» OBJECTIVE: Output the full listing below exactly, without the pictures.

» SUPPLIED INFORMATION:
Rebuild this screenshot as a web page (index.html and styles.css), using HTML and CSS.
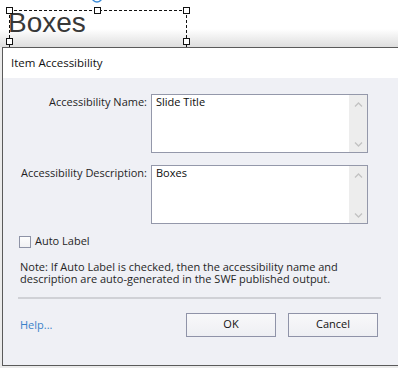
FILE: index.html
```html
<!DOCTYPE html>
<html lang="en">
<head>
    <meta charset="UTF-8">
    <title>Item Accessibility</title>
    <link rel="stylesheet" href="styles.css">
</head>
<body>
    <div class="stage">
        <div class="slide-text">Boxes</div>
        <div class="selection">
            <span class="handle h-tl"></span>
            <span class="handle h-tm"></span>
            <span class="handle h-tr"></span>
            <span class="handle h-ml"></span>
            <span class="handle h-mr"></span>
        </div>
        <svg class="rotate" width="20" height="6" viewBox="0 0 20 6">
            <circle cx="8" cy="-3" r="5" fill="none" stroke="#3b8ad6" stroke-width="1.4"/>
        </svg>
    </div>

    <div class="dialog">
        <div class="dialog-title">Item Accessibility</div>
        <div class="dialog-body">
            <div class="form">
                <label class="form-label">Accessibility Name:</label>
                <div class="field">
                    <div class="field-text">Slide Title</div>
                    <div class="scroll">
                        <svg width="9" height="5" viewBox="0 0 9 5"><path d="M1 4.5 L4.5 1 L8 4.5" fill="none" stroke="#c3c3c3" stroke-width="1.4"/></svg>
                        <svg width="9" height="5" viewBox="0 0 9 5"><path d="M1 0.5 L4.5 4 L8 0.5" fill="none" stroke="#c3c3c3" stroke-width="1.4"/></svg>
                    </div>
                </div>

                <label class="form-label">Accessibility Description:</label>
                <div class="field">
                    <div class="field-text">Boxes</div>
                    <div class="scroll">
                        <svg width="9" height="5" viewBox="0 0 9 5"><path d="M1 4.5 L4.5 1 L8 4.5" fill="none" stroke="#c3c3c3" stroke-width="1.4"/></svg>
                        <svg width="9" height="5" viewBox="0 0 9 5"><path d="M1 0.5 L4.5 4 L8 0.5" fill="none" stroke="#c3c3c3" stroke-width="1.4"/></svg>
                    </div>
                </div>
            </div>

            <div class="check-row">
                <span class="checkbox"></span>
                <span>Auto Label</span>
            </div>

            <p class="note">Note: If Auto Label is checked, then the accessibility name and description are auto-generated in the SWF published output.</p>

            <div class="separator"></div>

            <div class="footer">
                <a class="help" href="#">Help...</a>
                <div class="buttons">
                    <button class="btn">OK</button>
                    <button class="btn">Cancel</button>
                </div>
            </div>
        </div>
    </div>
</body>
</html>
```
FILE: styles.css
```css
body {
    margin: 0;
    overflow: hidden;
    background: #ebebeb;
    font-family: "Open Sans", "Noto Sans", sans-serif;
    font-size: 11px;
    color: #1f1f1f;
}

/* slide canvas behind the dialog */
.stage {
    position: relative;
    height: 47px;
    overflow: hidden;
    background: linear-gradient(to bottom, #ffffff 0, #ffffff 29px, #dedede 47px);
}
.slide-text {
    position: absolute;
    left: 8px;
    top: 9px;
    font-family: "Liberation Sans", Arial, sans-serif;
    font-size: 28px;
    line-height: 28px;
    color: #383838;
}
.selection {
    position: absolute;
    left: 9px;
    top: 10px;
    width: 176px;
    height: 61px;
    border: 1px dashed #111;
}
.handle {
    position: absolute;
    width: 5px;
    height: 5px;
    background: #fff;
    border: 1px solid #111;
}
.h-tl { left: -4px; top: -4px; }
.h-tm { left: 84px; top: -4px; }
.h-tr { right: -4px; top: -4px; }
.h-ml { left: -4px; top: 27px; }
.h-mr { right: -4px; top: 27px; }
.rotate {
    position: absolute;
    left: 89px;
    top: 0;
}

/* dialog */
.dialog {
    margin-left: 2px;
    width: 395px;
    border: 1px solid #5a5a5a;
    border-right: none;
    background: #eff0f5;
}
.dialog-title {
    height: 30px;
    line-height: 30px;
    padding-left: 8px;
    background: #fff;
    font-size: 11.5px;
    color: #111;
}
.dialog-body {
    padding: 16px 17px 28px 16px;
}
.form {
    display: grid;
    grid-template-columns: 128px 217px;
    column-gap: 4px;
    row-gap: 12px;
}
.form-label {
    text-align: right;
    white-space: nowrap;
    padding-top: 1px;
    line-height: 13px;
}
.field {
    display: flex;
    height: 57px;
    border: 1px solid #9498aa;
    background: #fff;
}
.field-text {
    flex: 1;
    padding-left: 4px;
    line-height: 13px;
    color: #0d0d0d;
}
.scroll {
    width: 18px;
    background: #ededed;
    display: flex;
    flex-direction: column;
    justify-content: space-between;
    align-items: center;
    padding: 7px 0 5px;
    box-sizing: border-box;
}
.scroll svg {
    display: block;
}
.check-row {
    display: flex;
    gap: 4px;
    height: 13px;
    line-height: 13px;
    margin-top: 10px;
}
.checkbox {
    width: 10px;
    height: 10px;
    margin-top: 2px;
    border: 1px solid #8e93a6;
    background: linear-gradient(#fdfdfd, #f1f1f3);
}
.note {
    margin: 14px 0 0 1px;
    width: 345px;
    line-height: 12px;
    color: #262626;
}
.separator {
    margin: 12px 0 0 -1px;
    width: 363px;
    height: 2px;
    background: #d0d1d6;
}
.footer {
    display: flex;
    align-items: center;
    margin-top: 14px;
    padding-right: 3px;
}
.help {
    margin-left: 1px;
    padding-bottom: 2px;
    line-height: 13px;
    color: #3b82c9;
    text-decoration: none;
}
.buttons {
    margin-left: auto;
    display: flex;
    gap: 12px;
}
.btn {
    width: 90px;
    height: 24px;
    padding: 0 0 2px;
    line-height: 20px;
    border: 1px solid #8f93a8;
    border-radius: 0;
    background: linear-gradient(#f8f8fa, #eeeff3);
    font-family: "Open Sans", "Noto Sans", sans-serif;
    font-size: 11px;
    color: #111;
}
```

» EXERCISE SOLUTION:
Rebuild this screenshot as a web page (index.html and styles.css), using HTML and CSS.
FILE: index.html
```html
<!DOCTYPE html>
<html lang="en">
<head>
    <meta charset="UTF-8">
    <title>Item Accessibility</title>
    <link rel="stylesheet" href="styles.css">
</head>
<body>
    <div class="stage">
        <div class="slide-text">Boxes</div>
        <div class="selection">
            <span class="handle h-tl"></span>
            <span class="handle h-tm"></span>
            <span class="handle h-tr"></span>
            <span class="handle h-ml"></span>
            <span class="handle h-mr"></span>
        </div>
        <svg class="rotate" width="20" height="6" viewBox="0 0 20 6">
            <circle cx="8" cy="-3" r="5" fill="none" stroke="#3b8ad6" stroke-width="1.4"/>
        </svg>
    </div>

    <div class="dialog">
        <div class="dialog-title">Item Accessibility</div>
        <div class="dialog-body">
            <div class="form">
                <label class="form-label">Accessibility Name:</label>
                <div class="field">
                    <div class="field-text">Slide Title</div>
                    <div class="scroll">
                        <svg width="9" height="5" viewBox="0 0 9 5"><path d="M1 4.5 L4.5 1 L8 4.5" fill="none" stroke="#c3c3c3" stroke-width="1.4"/></svg>
                        <svg width="9" height="5" viewBox="0 0 9 5"><path d="M1 0.5 L4.5 4 L8 0.5" fill="none" stroke="#c3c3c3" stroke-width="1.4"/></svg>
                    </div>
                </div>

                <label class="form-label">Accessibility Description:</label>
                <div class="field">
                    <div class="field-text">Boxes</div>
                    <div class="scroll">
                        <svg width="9" height="5" viewBox="0 0 9 5"><path d="M1 4.5 L4.5 1 L8 4.5" fill="none" stroke="#c3c3c3" stroke-width="1.4"/></svg>
                        <svg width="9" height="5" viewBox="0 0 9 5"><path d="M1 0.5 L4.5 4 L8 0.5" fill="none" stroke="#c3c3c3" stroke-width="1.4"/></svg>
                    </div>
                </div>
            </div>

            <div class="check-row">
                <span class="checkbox"></span>
                <span>Auto Label</span>
            </div>

            <p class="note">Note: If Auto Label is checked, then the accessibility name and description are auto-generated in the SWF published output.</p>

            <div class="separator"></div>

            <div class="footer">
                <a class="help" href="#">Help...</a>
                <div class="buttons">
                    <button class="btn">OK</button>
                    <button class="btn">Cancel</button>
                </div>
            </div>
        </div>
    </div>
</body>
</html>
```
FILE: styles.css
```css
body {
    margin: 0;
    overflow: hidden;
    background: #ebebeb;
    font-family: "Open Sans", "Noto Sans", sans-serif;
    font-size: 11px;
    color: #1f1f1f;
}

/* slide canvas behind the dialog */
.stage {
    position: relative;
    height: 47px;
    overflow: hidden;
    background: linear-gradient(to bottom, #ffffff 0, #ffffff 29px, #dedede 47px);
}
.slide-text {
    position: absolute;
    left: 8px;
    top: 9px;
    font-family: "Liberation Sans", Arial, sans-serif;
    font-size: 28px;
    line-height: 28px;
    color: #383838;
}
.selection {
    position: absolute;
    left: 9px;
    top: 10px;
    width: 176px;
    height: 61px;
    border: 1px dashed #111;
}
.handle {
    position: absolute;
    width: 5px;
    height: 5px;
    background: #fff;
    border: 1px solid #111;
}
.h-tl { left: -4px; top: -4px; }
.h-tm { left: 84px; top: -4px; }
.h-tr { right: -4px; top: -4px; }
.h-ml { left: -4px; top: 27px; }
.h-mr { right: -4px; top: 27px; }
.rotate {
    position: absolute;
    left: 89px;
    top: 0;
}

/* dialog */
.dialog {
    margin-left: 2px;
    width: 395px;
    border: 1px solid #5a5a5a;
    border-right: none;
    background: #eff0f5;
}
.dialog-title {
    height: 30px;
    line-height: 30px;
    padding-left: 8px;
    background: #fff;
    font-size: 11.5px;
    color: #111;
}
.dialog-body {
    padding: 16px 17px 28px 16px;
}
.form {
    display: grid;
    grid-template-columns: 128px 217px;
    column-gap: 4px;
    row-gap: 12px;
}
.form-label {
    text-align: right;
    white-space: nowrap;
    padding-top: 1px;
    line-height: 13px;
}
.field {
    display: flex;
    height: 57px;
    border: 1px solid #9498aa;
    background: #fff;
}
.field-text {
    flex: 1;
    padding-left: 4px;
    line-height: 13px;
    color: #0d0d0d;
}
.scroll {
    width: 18px;
    background: #ededed;
    display: flex;
    flex-direction: column;
    justify-content: space-between;
    align-items: center;
    padding: 7px 0 5px;
    box-sizing: border-box;
}
.scroll svg {
    display: block;
}
.check-row {
    display: flex;
    gap: 4px;
    height: 13px;
    line-height: 13px;
    margin-top: 10px;
}
.checkbox {
    width: 10px;
    height: 10px;
    margin-top: 2px;
    border: 1px solid #8e93a6;
    background: linear-gradient(#fdfdfd, #f1f1f3);
}
.note {
    margin: 14px 0 0 1px;
    width: 345px;
    line-height: 12px;
    color: #262626;
}
.separator {
    margin: 12px 0 0 -1px;
    width: 363px;
    height: 2px;
    background: #d0d1d6;
}
.footer {
    display: flex;
    align-items: center;
    margin-top: 14px;
    padding-right: 3px;
}
.help {
    margin-left: 1px;
    padding-bottom: 2px;
    line-height: 13px;
    color: #3b82c9;
    text-decoration: none;
}
.buttons {
    margin-left: auto;
    display: flex;
    gap: 12px;
}
.btn {
    width: 90px;
    height: 24px;
    padding: 0 0 2px;
    line-height: 20px;
    border: 1px solid #8f93a8;
    border-radius: 0;
    background: linear-gradient(#f8f8fa, #eeeff3);
    font-family: "Open Sans", "Noto Sans", sans-serif;
    font-size: 11px;
    color: #111;
}
```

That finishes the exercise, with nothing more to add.